[Data extracted from a collection]
****
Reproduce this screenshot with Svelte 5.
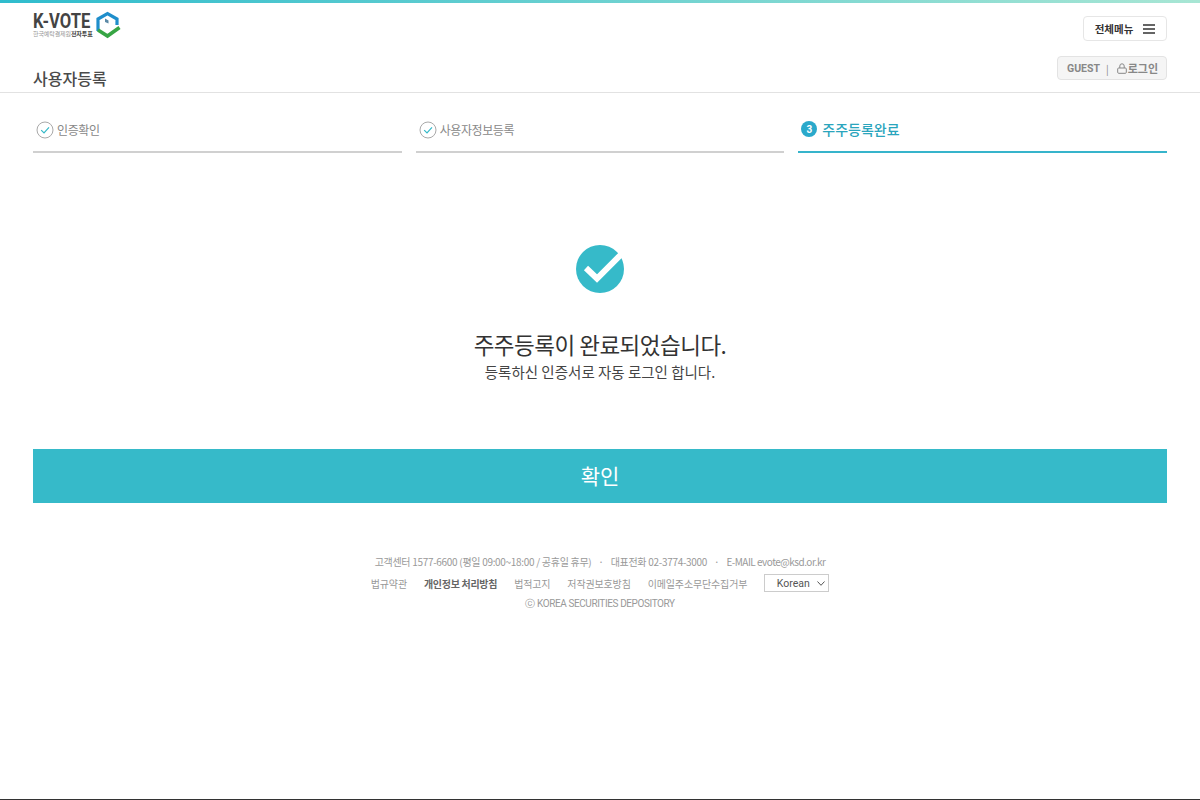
<script>
	const steps = [
		{ label: '인증확인', done: true },
		{ label: '사용자정보등록', done: true },
		{ label: '주주등록완료', done: false, num: 3 }
	];

	const links = [
		{ label: '법규약관' },
		{ label: '개인정보 처리방침', strong: true },
		{ label: '법적고지' },
		{ label: '저작권보호방침' },
		{ label: '이메일주소무단수집거부' }
	];
</script>

<div class="page">
	<div class="topbar"></div>

	<header class="header">
		<div class="header-left">
			<div class="logo">
				<div class="logo-text">
					<span class="logo-name">K-VOTE</span>
					<span class="logo-sub">한국예탁결제원<b>전자투표</b></span>
				</div>
				<svg class="logo-mark" width="26" height="28" viewBox="0 0 26 28">
					<path d="M3 20 V8 L12.5 2.5 L22 8 V14" fill="none" stroke="#1f8ecb" stroke-width="3.2" />
					<path d="M3 19 L12.5 25 L24.5 16.5" fill="none" stroke="#37a544" stroke-width="3.6" />
					<path d="M10 7.5 L13.5 9.5 L13.5 12.5 L10 11 Z" fill="#5b89a6" />
				</svg>
			</div>
			<h1 class="title">사용자등록</h1>
		</div>
		<div class="header-right">
			<button class="menu-btn">
				<span>전체메뉴</span>
				<svg width="12" height="10" viewBox="0 0 12 10">
					<path d="M0 1H12M0 5H12M0 9H12" stroke="#333" stroke-width="1.7" />
				</svg>
			</button>
			<div class="guest">
				<span class="guest-name">GUEST</span>
				<span class="guest-sep">|</span>
				<svg width="10" height="11" viewBox="0 0 10 11">
					<path d="M2.8 5V3a2.2 2.2 0 0 1 4.4 0v2" fill="none" stroke="#888" />
					<rect x="0.7" y="5" width="8.6" height="5.3" rx="1" fill="none" stroke="#888" />
				</svg>
				<span class="guest-login">로그인</span>
			</div>
		</div>
	</header>

	<main class="main">
		<ol class="steps">
			{#each steps as step}
				<li class="step" class:active={!step.done}>
					{#if step.done}
						<svg width="18" height="18" viewBox="0 0 18 18">
							<circle cx="9" cy="9" r="8" fill="#fff" stroke="#a9a9a9" />
							<path d="M5.2 9.2 L8 12 L13 6.4" fill="none" stroke="#35b9c8" stroke-width="1.2" />
						</svg>
					{:else}
						<span class="step-num">{step.num}</span>
					{/if}
					<span>{step.label}</span>
				</li>
			{/each}
		</ol>

		<section class="result">
			<svg class="result-icon" width="48" height="48" viewBox="0 0 48 48">
				<circle cx="24" cy="24" r="24" fill="#36bac9" />
				<path d="M10 23 L21 33.5 L46 8.5" fill="none" stroke="#fff" stroke-width="6" />
			</svg>
			<h2 class="result-title">주주등록이 완료되었습니다.</h2>
			<p class="result-desc">등록하신 인증서로 자동 로그인 합니다.</p>
		</section>

		<button class="confirm">확인</button>
	</main>

	<footer class="footer">
		<div class="footer-row">
			<span>고객센터 1577-6600 (평일 09:00~18:00 / 공휴일 휴무)</span>
			<span class="dot">·</span>
			<span>대표전화 02-3774-3000</span>
			<span class="dot">·</span>
			<span class="email">E-MAIL evote@ksd.or.kr</span>
		</div>
		<div class="footer-links">
			{#each links as link}
				<span class:strong={link.strong}>{link.label}</span>
			{/each}
			<div class="lang">
				<span>Korean</span>
				<svg width="8" height="5" viewBox="0 0 8 5">
					<path d="M0.5 0.5 L4 4.3 L7.5 0.5" fill="none" stroke="#555" />
				</svg>
			</div>
		</div>
		<div class="copyright">ⓒ KOREA SECURITIES DEPOSITORY</div>
	</footer>
</div>

<style>
	:global(body) {
		background: #fff;
	}

	.page {
		height: 800px;
		box-sizing: border-box;
		display: flex;
		flex-direction: column;
		border-bottom: 1px solid #333;
		font-family: 'Noto Sans CJK KR', 'Noto Sans', sans-serif;
		color: #333;
		overflow: hidden;
	}

	.topbar {
		height: 3px;
		background: linear-gradient(90deg, #2fbccd, #a8e6d4);
	}

	.header {
		height: 89px;
		padding: 0 33px;
		display: flex;
		justify-content: space-between;
		border-bottom: 1px solid #e2e2e2;
	}

	.header-left {
		display: flex;
		flex-direction: column;
		justify-content: space-between;
	}

	.logo {
		display: flex;
		align-items: flex-start;
		gap: 4px;
		padding-top: 8px;
	}

	.logo-text {
		width: 58px;
		height: 26px;
		display: flex;
		flex-direction: column;
	}

	.logo-name {
		height: 19px;
		font-family: 'Roboto', sans-serif;
		font-weight: 700;
		font-size: 20px;
		line-height: 20px;
		color: #444;
		white-space: nowrap;
		transform: scaleX(0.83);
		transform-origin: left;
	}

	.logo-sub {
		height: 7px;
		font-size: 6px;
		line-height: 7px;
		color: #999;
		white-space: nowrap;
		letter-spacing: -0.1px;
	}

	.logo-sub b {
		color: #444;
	}

	.title {
		margin: 0 0 2px;
		font-size: 16px;
		line-height: 24px;
		font-weight: 500;
		color: #4a4a4a;
	}

	.header-right {
		display: flex;
		flex-direction: column;
		align-items: flex-end;
		gap: 15px;
		padding-top: 13px;
	}

	.menu-btn {
		width: 84px;
		height: 25px;
		padding: 0;
		display: flex;
		align-items: center;
		justify-content: center;
		gap: 10px;
		background: #fff;
		border: 1px solid #e6e6e6;
		border-radius: 4px;
		font: inherit;
		font-size: 10.5px;
		font-weight: 700;
		color: #333;
	}

	.guest {
		width: 110px;
		height: 24px;
		box-sizing: border-box;
		display: flex;
		align-items: center;
		justify-content: center;
		gap: 1px;
		background: #f5f5f5;
		border: 1px solid #e3e3e3;
		border-radius: 4px;
		font-size: 11px;
		font-weight: 700;
		color: #888;
	}

	.guest-name {
		font-family: 'Roboto', sans-serif;
		font-size: 10.5px;
		margin-left: 1px;
	}

	.guest-sep {
		margin: 0 7px 0 5px;
		font-weight: 400;
		font-size: 10px;
	}

	.main {
		padding: 0 33px;
	}

	.steps {
		list-style: none;
		margin: 0;
		padding: 0;
		display: grid;
		grid-template-columns: repeat(3, 1fr);
		gap: 14px;
	}

	.step {
		height: 60px;
		box-sizing: border-box;
		padding: 15px 3px 0;
		display: flex;
		align-items: center;
		gap: 3px;
		border-bottom: 2px solid #d0d0d0;
		font-size: 12px;
		letter-spacing: -0.4px;
		color: #888;
	}

	.step.active {
		gap: 5px;
		padding: 14px 3px 0;
		border-bottom-color: #36b4cb;
		font-size: 14px;
		letter-spacing: 0;
		font-weight: 500;
		color: #2aa5bd;
	}

	.step-num {
		width: 16px;
		height: 16px;
		border-radius: 50%;
		background: #2aa9cb;
		color: #fff;
		font-family: 'Roboto', sans-serif;
		font-size: 10px;
		font-weight: 700;
		display: flex;
		align-items: center;
		justify-content: center;
	}

	.result {
		display: flex;
		flex-direction: column;
		align-items: center;
		padding-top: 92px;
	}

	.result-title {
		margin: 33px 0 0;
		font-size: 22.5px;
		line-height: 36px;
		font-weight: 400;
		color: #333;
		letter-spacing: -0.5px;
	}

	.result-desc {
		margin: 0;
		font-size: 14.5px;
		line-height: 19px;
		color: #444;
	}

	.confirm {
		display: block;
		width: 100%;
		height: 54px;
		margin-top: 68px;
		padding: 0 0 3px;
		border: none;
		background: #36bac9;
		color: #fff;
		font: inherit;
		font-size: 21px;
	}

	.footer {
		margin-top: 48px;
		display: flex;
		flex-direction: column;
		align-items: center;
		font-size: 10px;
		color: #999;
	}

	.footer-row {
		height: 20px;
		display: flex;
		align-items: center;
		gap: 7px;
		letter-spacing: -0.3px;
	}

	.footer-row .email {
		letter-spacing: -0.5px;
	}

	.footer-links {
		height: 20px;
		margin-top: 2px;
		display: flex;
		align-items: center;
		gap: 17px;
		letter-spacing: -0.15px;
	}

	.footer-links .strong {
		font-weight: 700;
		letter-spacing: -0.3px;
		color: #666;
	}

	.lang {
		width: 65px;
		height: 18px;
		box-sizing: border-box;
		display: flex;
		align-items: center;
		justify-content: center;
		gap: 7px;
		padding-left: 8px;
		border: 1px solid #ccc;
		font-family: 'Roboto', sans-serif;
		font-size: 10.5px;
		letter-spacing: 0;
		color: #555;
	}

	.copyright {
		height: 20px;
		margin-top: 1px;
		display: flex;
		align-items: center;
		font-family: 'Roboto', sans-serif;
		letter-spacing: -0.4px;
	}
</style>
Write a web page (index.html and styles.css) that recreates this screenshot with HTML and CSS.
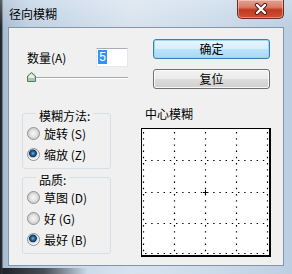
****
### Exercise
Pick out each line in the material containing "page".

### Result for this task
<div class="page">
	.page {
Write a web page (index.html and styles.css) that recreates this screenshot with HTML and CSS.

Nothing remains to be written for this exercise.